If there is a marked characteristic over that period, it's Murray's ability to adapt, from the freewheeling offensive era of the 1980s, through the so-called Dead Puck Era in the mid-to-late 1990s to the post-lockout NHL.
Murray's teams have won 40 games seven times, including a franchise-record 46 in back-to-back seasons with the Kings.
"One thing that Terry has done is that he's always had a lot of structure," said Trotz, who coached Washington's minor-league affiliate, the Baltimore Skipjacks, during Murray's tenure.
"He's always grown with the game. His teams are always well-prepared and he's a good teacher. I worked with Terry in Washington. His record speaks for itself. He's always had teams that were playoff teams, teams that could challenge for a division or a (Stanley) Cup. He's just a good hockey guy."

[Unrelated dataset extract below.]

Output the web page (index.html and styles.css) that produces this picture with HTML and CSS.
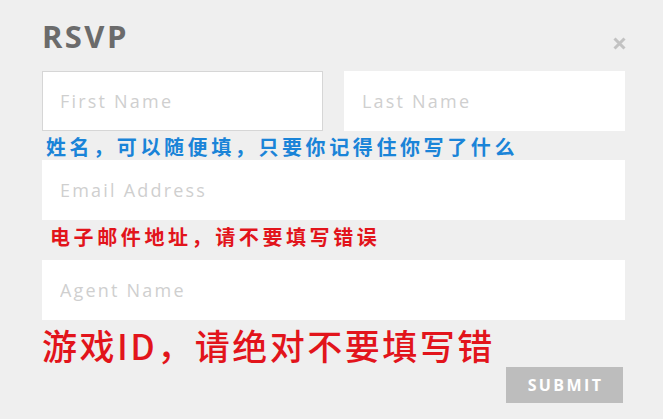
FILE: index.html
```html
<!DOCTYPE html>
<html lang="zh">
<head>
<meta charset="utf-8">
<link rel="stylesheet" href="styles.css">
</head>
<body>
<div class="modal">
  <div class="head">
    <h1 class="title">RSVP</h1>
    <svg class="close" width="13" height="13" viewBox="0 0 13 13" aria-label="close"><path d="M1.5 1.5 L11.5 11.5 M11.5 1.5 L1.5 11.5" stroke="#c2c2c2" stroke-width="3" stroke-linecap="butt"/></svg>
  </div>
  <div class="row">
    <input class="field bordered" placeholder="First Name">
    <input class="field" placeholder="Last Name">
  </div>
  <div class="note blue">姓名，可以随便填，只要你记得住你写了什么</div>
  <input class="field" placeholder="Email Address">
  <div class="note red">电子邮件地址，请不要填写错误</div>
  <input class="field" placeholder="Agent Name">
  <div class="big red">游戏ID，请绝对不要填写错</div>
  <div class="actions"><button class="submit">SUBMIT</button></div>
</div>
</body>
</html>
```
FILE: styles.css
```css
html, body {
  margin: 0;
  padding: 0;
  background: #efefef;
}
body {
  width: 663px;
  height: 419px;
  overflow: hidden;
  font-family: "Open Sans", "Noto Sans CJK SC", sans-serif;
}
.modal {
  padding: 18px 38px 0 42px;
  display: flex;
  flex-direction: column;
}
.head {
  display: flex;
  justify-content: space-between;
  align-items: flex-start;
  height: 53px;
}
.title {
  margin: 0;
  font-family: "Open Sans", sans-serif;
  font-weight: 700;
  font-size: 31px;
  line-height: 36px;
  color: #6b6b6b;
  letter-spacing: 2.4px;
}
.close {
  display: block;
  margin-top: 19px;
  margin-right: -1px;
}
.row {
  display: grid;
  grid-template-columns: 1fr 1fr;
  gap: 21px;
}
.field {
  display: block;
  box-sizing: border-box;
  width: 100%;
  height: 60px;
  margin: 0;
  border: 0;
  outline: none;
  background: #fff;
  padding: 0 18px;
  font-family: "Open Sans", sans-serif;
  font-size: 18px;
  letter-spacing: 2.2px;
  color: #555;
}
.field::placeholder {
  color: #cfcfcf;
}
.bordered {
  border: 1px solid #d6d6d6;
  padding-left: 17px;
}
.note {
  font-family: "Noto Sans CJK SC", sans-serif;
  font-weight: 700;
  font-size: 20px;
  letter-spacing: 3.6px;
  line-height: 24px;
}
.row + .note {
  padding: 4px 0 1px 4px;
}
.note.red {
  padding: 5px 0 11px 8px;
}
.blue { color: #1a84d8; }
.red { color: #e2141b; }
.big {
  font-family: "Noto Sans CJK SC", sans-serif;
  font-size: 35px;
  line-height: 47px;
  padding-top: 1px;
  height: 46px;
  letter-spacing: 2.5px;
  font-weight: 500;
}
.actions {
  display: flex;
  justify-content: flex-end;
  padding-right: 2px;
}
.submit {
  width: 117px;
  height: 36px;
  border: 0;
  background: #bdbdbd;
  color: #fff;
  font-family: "Open Sans", sans-serif;
  font-weight: 700;
  font-size: 16px;
  letter-spacing: 2.4px;
  padding: 0 0 0 2px;
}
```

Murray's inclination to coach began as a player when he came to Philadelphia in 1975.
"Coming from the Oakland Seals, where we didn't have a lot of structure -- and now you're coming to a team that had just won two Stanley Cups -- and you come to that first training camp, and everything is very specific," Murray said.
"The play is so much easier and it's almost like a light bulb goes on, 'This is easy, this is fun.' Now you really start to study it and look at things, and as you go through that organization, the game gets broke down into smaller parts. It's a piece of a puzzle that all starts to come together, and it's a pretty good looking puzzle at the end of the day."
Murray said he was influenced by Flyers coach Fred Shero
's attention to detail.
"He often talked to me about Fred Shero
and how your positioning three or four inches, either left or right, was a big difference," Poile said. "Not just over here -- right here. He sees the trends of the game and I think he's certainly smart enough to play the players based on the talent that they have versus what he personally wants to do."
An even-keeled approach is another reason why Murray has sustained a long career. He occasionally will bristle in a post-game media session, but rarely does he get emotional in the public eye, and his calmness provides a sense of normalcy.
That is needed with a young team like the Kings, whose collapse last spring centered on a blown 4-0 lead against San Jose in Game 3 of their quarterfinal-round series.
Los Angeles has lofty expectations, but is saddled with failure since its appearance in the 1993 Stanley Cup Final. In that paradox sits Murray.
"I wouldn't say he's non-emotional," Trotz said. "He's very even-keeled, which I think is good for a young team."
The Kings are planning to recognize Murray's achievement Saturday, but he's really more concerned about what happens after 1,000 games.
The closest Murray has come to the Stanley Cup is a Final appearance in 1997, when Philadelphia was swept by Detroit.
Before he gets close again there surely will be many more stories, along with many more coaching changes.
Yes, you can small-talk with Murray. Just don't mention longevity in today's NHL.
"I feel very fortunate that I'm coaching at this time," Murray said, "but I don't think about it."